Advanced Transformation Techniques

Complex Function Mapping

## Complex transformation with lambda
def complex_transform(data):
    return [x**2 if x > 0 else 0 for x in data]

numbers = [-1, 0, 1, 2, 3]
transformed = list(map(lambda x: x**2 if x > 0 else 0, numbers))
print(transformed)  ## Output: [0, 0, 1, 4, 9]

Mapping Strategies

Technique Description Use Case
Simple Transformation Apply uniform function Basic data processing
Conditional Mapping Transform with conditions Filtered transformations
Multi-list Mapping Process multiple lists Parallel computations

Workflow Visualization

graph LR A[Input Data] --> B{Transformation Function} B --> |Numeric| C[Numeric Conversion] B --> |String| D[String Manipulation] B --> |Complex| E[Advanced Transformation]

Performance Considerations

  • map() is generally more memory-efficient than list comprehensions
  • Suitable for large datasets with uniform transformations
  • Leverages functional programming paradigms

By mastering these techniques, LabEx learners can write more concise and efficient Python code.

Practical map() Examples

Data Cleaning and Preprocessing

Handling Numeric Data

## Cleaning and normalizing numeric data
raw_data = ['10.5', '20.3', '30.7', '40.2']
cleaned_data = list(map(float, raw_data))
normalized_data = list(map(lambda x: round(x, 2), cleaned_data))
print(normalized_data)  ## Output: [10.5, 20.3, 30.7, 40.2]

Scientific Computing

Vector Operations

## Performing element-wise mathematical operations
def celsius_to_fahrenheit(temp):
    return (temp * 9/5) + 32

temperatures = [0, 10, 20, 30]
fahrenheit_temps = list(map(celsius_to_fahrenheit, temperatures))
print(fahrenheit_temps)  ## Output: [32.0, 50.0, 68.0, 86.0]

Web Development and Data Processing

JSON Data Transformation

## Transforming JSON-like data structures
users = [
    {'name': 'Alice', 'age': 25},
    {'name': 'Bob', 'age': 30}
]
user_names = list(map(lambda user: user['name'], users))
print(user_names)  ## Output: ['Alice', 'Bob']

Machine Learning Preprocessing

Feature Scaling

## Scaling numeric features
def min_max_scaling(x, min_val, max_val):
    return (x - min_val) / (max_val - min_val)

data = [10, 20, 30, 40, 50]
scaled_data = list(map(lambda x: min_max_scaling(x, min(data), max(data)), data))
print(scaled_data)  ## Output: [0.0, 0.25, 0.5, 0.75, 1.0]

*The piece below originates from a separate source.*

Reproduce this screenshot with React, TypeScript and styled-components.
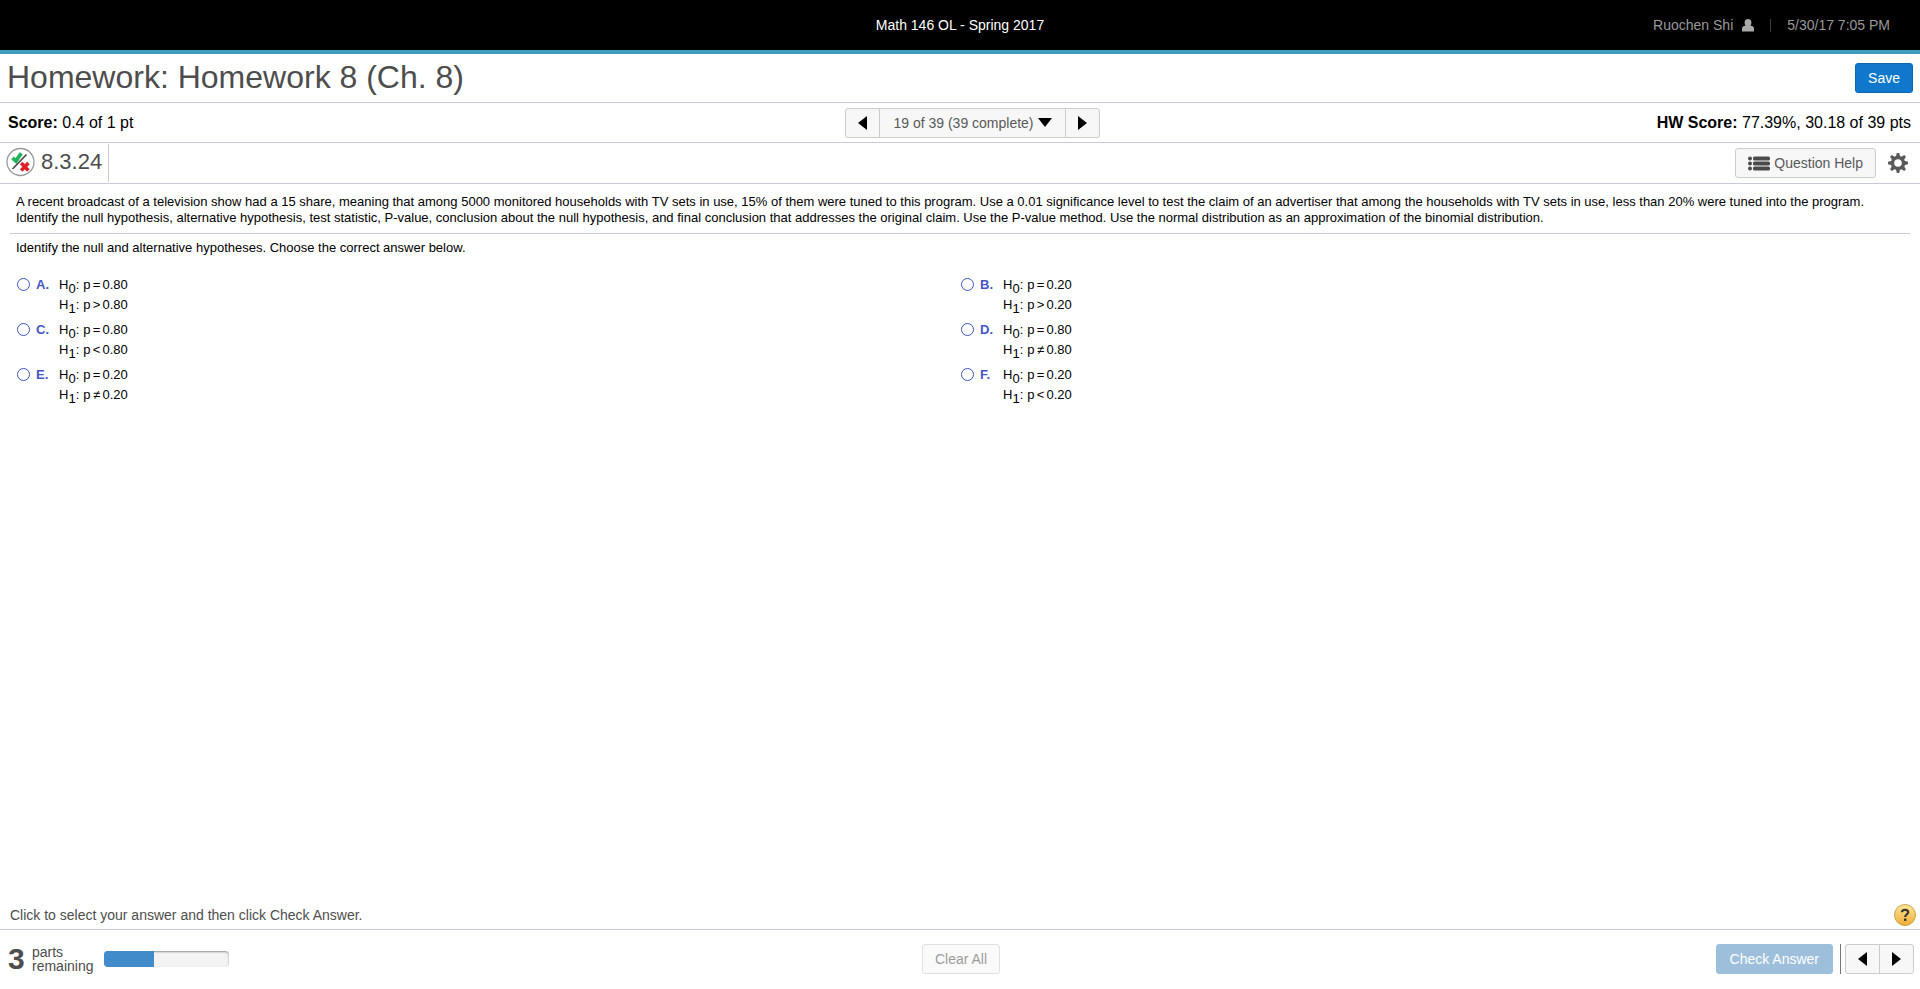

Practical Mapping Scenarios

Scenario Technique Benefit
Data Cleaning Numeric Conversion Standardize input
Temperature Conversion Mathematical Mapping Unit transformation
JSON Processing Selective Extraction Data restructuring
Feature Engineering Scaling Functions Normalize data

Mapping Strategy Visualization

graph TD A[Raw Data] --> B{map() Function} B --> C[Cleaned Data] B --> D[Transformed Data] B --> E[Processed Data]

Best Practices

  • Use map() for uniform transformations
  • Combine with lambda for complex operations
  • Consider list comprehensions for simple cases
  • Profile performance for large datasets

By exploring these practical examples, LabEx learners can effectively leverage map() in real-world scenarios.

Summary

By mastering the map() function in Python, developers can write more concise and readable code for list transformations. The techniques explored in this tutorial demonstrate how map() enables elegant data manipulation, promoting functional programming principles and improving overall code efficiency in Python projects.